Omit all images, then repeat exactly the lines below from the one containing "Emit a component" through the one containing "import React from", both ends included.

━━━ INPUT

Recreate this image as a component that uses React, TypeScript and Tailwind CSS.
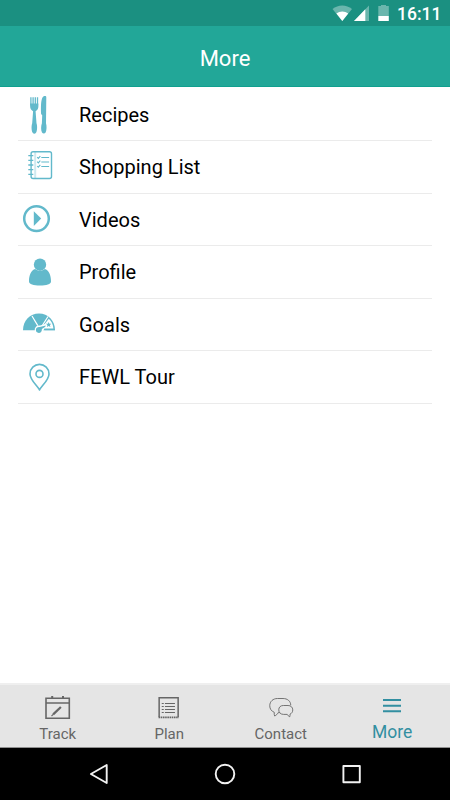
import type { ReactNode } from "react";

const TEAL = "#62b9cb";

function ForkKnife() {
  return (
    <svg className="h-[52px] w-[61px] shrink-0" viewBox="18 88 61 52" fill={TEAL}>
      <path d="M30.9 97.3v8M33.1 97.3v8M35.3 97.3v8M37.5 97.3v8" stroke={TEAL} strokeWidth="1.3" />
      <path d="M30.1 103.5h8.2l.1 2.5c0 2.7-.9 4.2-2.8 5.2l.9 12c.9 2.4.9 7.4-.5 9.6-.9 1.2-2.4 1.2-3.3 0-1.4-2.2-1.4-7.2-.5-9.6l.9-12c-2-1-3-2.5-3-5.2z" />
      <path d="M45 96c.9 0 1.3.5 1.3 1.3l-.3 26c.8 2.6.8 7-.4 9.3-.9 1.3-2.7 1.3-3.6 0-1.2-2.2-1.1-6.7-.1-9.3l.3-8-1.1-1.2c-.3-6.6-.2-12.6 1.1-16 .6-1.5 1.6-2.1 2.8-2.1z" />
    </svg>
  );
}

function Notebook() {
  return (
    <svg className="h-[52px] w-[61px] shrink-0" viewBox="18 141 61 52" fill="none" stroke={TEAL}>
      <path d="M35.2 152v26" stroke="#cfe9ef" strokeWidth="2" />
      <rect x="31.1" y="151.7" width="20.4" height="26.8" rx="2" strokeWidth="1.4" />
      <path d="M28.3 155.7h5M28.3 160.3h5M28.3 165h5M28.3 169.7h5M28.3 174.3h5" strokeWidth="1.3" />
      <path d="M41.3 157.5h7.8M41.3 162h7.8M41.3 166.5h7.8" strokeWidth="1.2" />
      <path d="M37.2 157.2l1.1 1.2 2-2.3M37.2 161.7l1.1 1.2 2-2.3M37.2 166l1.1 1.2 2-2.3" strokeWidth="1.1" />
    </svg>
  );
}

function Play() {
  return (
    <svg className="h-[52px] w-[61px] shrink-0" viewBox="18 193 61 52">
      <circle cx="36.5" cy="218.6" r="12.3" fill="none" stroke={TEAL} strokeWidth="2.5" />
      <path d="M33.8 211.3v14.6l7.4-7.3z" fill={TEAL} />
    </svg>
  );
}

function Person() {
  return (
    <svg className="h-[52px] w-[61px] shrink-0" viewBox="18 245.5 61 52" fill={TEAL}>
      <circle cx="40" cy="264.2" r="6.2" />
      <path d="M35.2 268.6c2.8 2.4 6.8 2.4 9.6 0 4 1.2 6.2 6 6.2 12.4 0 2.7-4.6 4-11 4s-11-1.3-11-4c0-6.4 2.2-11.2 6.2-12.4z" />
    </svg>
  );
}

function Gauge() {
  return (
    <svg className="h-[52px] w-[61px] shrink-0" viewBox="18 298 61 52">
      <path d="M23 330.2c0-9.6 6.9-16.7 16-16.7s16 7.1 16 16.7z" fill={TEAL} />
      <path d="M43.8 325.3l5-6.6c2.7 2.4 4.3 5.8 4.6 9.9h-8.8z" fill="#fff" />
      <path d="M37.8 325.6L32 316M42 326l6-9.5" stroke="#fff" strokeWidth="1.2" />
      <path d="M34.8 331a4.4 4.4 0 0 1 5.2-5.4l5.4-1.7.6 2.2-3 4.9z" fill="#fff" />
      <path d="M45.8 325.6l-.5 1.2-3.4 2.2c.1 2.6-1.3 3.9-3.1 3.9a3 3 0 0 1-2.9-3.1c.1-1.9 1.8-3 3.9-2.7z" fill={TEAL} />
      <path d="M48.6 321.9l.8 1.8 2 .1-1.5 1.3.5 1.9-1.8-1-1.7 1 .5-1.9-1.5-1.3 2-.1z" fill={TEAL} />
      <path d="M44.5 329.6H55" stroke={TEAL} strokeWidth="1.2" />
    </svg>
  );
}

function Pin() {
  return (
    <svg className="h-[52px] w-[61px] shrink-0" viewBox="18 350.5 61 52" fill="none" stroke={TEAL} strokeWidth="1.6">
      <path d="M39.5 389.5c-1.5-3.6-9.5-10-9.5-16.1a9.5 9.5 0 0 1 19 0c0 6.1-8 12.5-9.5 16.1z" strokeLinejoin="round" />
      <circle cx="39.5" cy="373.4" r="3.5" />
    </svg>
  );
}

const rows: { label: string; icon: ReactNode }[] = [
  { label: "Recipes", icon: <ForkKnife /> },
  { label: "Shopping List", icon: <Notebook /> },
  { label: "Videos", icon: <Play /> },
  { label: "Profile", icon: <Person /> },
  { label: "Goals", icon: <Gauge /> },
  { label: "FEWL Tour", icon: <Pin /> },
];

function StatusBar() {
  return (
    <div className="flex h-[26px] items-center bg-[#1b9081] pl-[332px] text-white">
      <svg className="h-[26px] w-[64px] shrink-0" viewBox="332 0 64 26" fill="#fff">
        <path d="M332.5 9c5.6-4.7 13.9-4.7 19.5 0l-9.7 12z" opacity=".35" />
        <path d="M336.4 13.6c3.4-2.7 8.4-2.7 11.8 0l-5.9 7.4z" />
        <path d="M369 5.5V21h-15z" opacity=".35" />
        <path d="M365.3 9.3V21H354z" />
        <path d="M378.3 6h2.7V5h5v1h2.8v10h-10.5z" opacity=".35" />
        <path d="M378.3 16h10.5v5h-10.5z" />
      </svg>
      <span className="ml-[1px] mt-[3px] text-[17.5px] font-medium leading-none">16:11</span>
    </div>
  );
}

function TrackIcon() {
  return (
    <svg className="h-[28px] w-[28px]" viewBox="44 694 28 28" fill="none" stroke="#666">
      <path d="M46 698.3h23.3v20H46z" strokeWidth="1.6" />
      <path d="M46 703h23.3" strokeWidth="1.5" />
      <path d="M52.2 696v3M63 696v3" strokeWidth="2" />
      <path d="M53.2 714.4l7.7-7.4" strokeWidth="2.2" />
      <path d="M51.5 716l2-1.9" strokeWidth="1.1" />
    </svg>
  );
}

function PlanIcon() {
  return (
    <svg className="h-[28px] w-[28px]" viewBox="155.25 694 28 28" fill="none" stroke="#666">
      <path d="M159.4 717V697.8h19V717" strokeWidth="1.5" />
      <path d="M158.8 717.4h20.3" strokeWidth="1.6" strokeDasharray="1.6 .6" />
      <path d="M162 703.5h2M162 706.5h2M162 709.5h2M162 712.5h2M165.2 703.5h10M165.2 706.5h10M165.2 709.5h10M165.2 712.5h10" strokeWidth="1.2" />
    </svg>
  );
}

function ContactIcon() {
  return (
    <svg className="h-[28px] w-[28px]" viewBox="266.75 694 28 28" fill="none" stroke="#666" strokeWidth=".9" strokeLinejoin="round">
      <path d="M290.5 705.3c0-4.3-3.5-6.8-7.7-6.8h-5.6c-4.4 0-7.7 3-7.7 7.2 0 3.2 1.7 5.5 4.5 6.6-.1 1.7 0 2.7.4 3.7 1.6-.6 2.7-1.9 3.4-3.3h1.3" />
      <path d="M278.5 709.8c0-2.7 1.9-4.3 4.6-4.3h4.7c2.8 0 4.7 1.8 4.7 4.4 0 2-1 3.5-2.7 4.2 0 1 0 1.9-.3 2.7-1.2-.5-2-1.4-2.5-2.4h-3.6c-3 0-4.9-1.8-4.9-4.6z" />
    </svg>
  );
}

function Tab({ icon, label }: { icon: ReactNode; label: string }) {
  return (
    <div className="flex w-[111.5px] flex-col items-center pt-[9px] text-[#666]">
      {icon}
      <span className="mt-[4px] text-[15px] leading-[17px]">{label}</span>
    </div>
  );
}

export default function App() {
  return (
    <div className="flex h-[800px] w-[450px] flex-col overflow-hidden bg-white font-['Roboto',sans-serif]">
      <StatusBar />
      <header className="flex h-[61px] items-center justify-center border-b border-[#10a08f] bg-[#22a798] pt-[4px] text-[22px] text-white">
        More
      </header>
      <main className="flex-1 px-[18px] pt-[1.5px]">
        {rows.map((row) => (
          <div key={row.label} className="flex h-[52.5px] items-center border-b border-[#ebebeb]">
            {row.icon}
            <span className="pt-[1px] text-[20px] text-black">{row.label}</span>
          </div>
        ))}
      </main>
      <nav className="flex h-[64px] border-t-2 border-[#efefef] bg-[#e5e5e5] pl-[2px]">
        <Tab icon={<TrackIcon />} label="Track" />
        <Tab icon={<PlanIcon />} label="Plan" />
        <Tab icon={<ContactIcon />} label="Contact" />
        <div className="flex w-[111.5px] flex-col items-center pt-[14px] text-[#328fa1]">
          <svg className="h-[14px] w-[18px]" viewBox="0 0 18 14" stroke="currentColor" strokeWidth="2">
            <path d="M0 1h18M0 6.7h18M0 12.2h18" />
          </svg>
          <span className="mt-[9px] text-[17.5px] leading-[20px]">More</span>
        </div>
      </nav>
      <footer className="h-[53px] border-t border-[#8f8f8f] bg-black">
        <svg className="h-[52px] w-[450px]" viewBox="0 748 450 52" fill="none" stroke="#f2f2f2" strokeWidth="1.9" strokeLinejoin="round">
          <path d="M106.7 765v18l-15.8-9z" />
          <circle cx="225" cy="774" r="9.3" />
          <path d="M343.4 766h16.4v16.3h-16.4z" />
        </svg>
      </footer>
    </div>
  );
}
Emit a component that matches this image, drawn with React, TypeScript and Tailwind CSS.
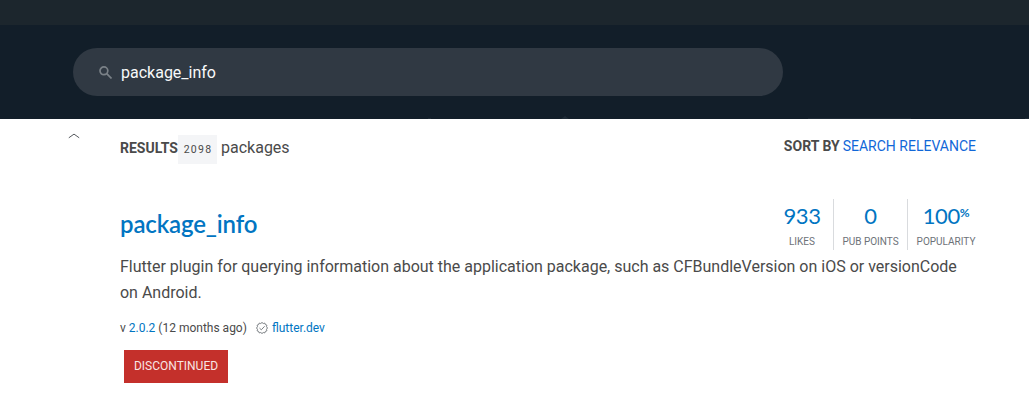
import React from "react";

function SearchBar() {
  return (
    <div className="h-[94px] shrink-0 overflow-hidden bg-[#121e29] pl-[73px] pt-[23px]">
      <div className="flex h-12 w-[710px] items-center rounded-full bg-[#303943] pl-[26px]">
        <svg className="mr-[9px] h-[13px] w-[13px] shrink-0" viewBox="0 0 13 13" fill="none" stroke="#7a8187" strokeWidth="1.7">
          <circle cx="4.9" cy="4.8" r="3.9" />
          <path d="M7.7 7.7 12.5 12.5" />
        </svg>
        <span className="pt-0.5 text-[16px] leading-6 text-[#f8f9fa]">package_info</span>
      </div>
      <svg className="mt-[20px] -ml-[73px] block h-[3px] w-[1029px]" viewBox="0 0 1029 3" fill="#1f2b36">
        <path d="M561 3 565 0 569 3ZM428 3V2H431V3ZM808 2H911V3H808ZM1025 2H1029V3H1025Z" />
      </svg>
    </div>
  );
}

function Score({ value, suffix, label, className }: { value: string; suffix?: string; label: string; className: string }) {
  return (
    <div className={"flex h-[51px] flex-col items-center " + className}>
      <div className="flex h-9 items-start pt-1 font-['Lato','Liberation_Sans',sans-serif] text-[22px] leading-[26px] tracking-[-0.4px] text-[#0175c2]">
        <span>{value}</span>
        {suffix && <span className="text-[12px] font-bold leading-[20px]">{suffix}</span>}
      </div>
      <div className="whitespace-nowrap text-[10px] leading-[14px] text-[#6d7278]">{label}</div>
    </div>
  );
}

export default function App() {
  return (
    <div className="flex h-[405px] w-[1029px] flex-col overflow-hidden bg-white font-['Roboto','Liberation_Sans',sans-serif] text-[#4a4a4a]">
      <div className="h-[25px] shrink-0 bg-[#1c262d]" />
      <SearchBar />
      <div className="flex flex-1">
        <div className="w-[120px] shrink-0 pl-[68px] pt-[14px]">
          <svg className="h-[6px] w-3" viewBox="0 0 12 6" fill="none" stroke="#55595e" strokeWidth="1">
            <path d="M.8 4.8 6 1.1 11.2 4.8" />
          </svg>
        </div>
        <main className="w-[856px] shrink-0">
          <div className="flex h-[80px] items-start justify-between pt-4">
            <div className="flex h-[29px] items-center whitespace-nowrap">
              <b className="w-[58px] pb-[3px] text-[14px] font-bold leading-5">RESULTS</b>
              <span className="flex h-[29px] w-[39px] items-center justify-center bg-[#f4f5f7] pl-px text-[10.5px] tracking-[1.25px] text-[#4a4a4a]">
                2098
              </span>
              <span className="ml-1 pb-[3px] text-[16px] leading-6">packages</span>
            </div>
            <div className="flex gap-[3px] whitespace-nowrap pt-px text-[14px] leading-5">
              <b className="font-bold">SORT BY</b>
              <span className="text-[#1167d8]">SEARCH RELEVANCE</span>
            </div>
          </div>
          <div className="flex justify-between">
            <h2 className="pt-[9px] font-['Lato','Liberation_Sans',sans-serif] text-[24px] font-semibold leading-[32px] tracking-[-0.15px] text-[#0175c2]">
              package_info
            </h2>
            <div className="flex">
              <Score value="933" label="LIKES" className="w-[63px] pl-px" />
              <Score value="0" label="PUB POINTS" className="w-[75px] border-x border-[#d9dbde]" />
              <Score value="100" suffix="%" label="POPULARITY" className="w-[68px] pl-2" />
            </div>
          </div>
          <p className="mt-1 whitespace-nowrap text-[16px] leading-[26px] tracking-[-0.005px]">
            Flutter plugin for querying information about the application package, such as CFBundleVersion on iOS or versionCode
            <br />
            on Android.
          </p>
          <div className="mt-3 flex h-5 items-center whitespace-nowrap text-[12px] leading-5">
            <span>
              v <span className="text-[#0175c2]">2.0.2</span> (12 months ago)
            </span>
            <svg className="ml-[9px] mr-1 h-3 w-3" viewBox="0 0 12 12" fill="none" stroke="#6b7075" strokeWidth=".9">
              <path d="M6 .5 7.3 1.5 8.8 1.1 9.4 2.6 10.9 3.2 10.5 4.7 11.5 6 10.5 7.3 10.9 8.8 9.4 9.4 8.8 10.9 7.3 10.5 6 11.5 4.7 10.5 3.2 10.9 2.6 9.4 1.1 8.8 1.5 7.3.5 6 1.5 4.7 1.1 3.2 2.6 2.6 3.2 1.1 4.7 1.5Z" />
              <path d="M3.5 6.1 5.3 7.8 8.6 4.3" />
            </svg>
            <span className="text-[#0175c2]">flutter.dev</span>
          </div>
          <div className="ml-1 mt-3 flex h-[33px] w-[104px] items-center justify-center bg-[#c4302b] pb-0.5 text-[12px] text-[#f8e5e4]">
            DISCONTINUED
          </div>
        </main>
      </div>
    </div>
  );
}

━━━━━━

## TASK SOLUTION
Emit a component that matches this image, drawn with React, TypeScript and Tailwind CSS.
import React from "react";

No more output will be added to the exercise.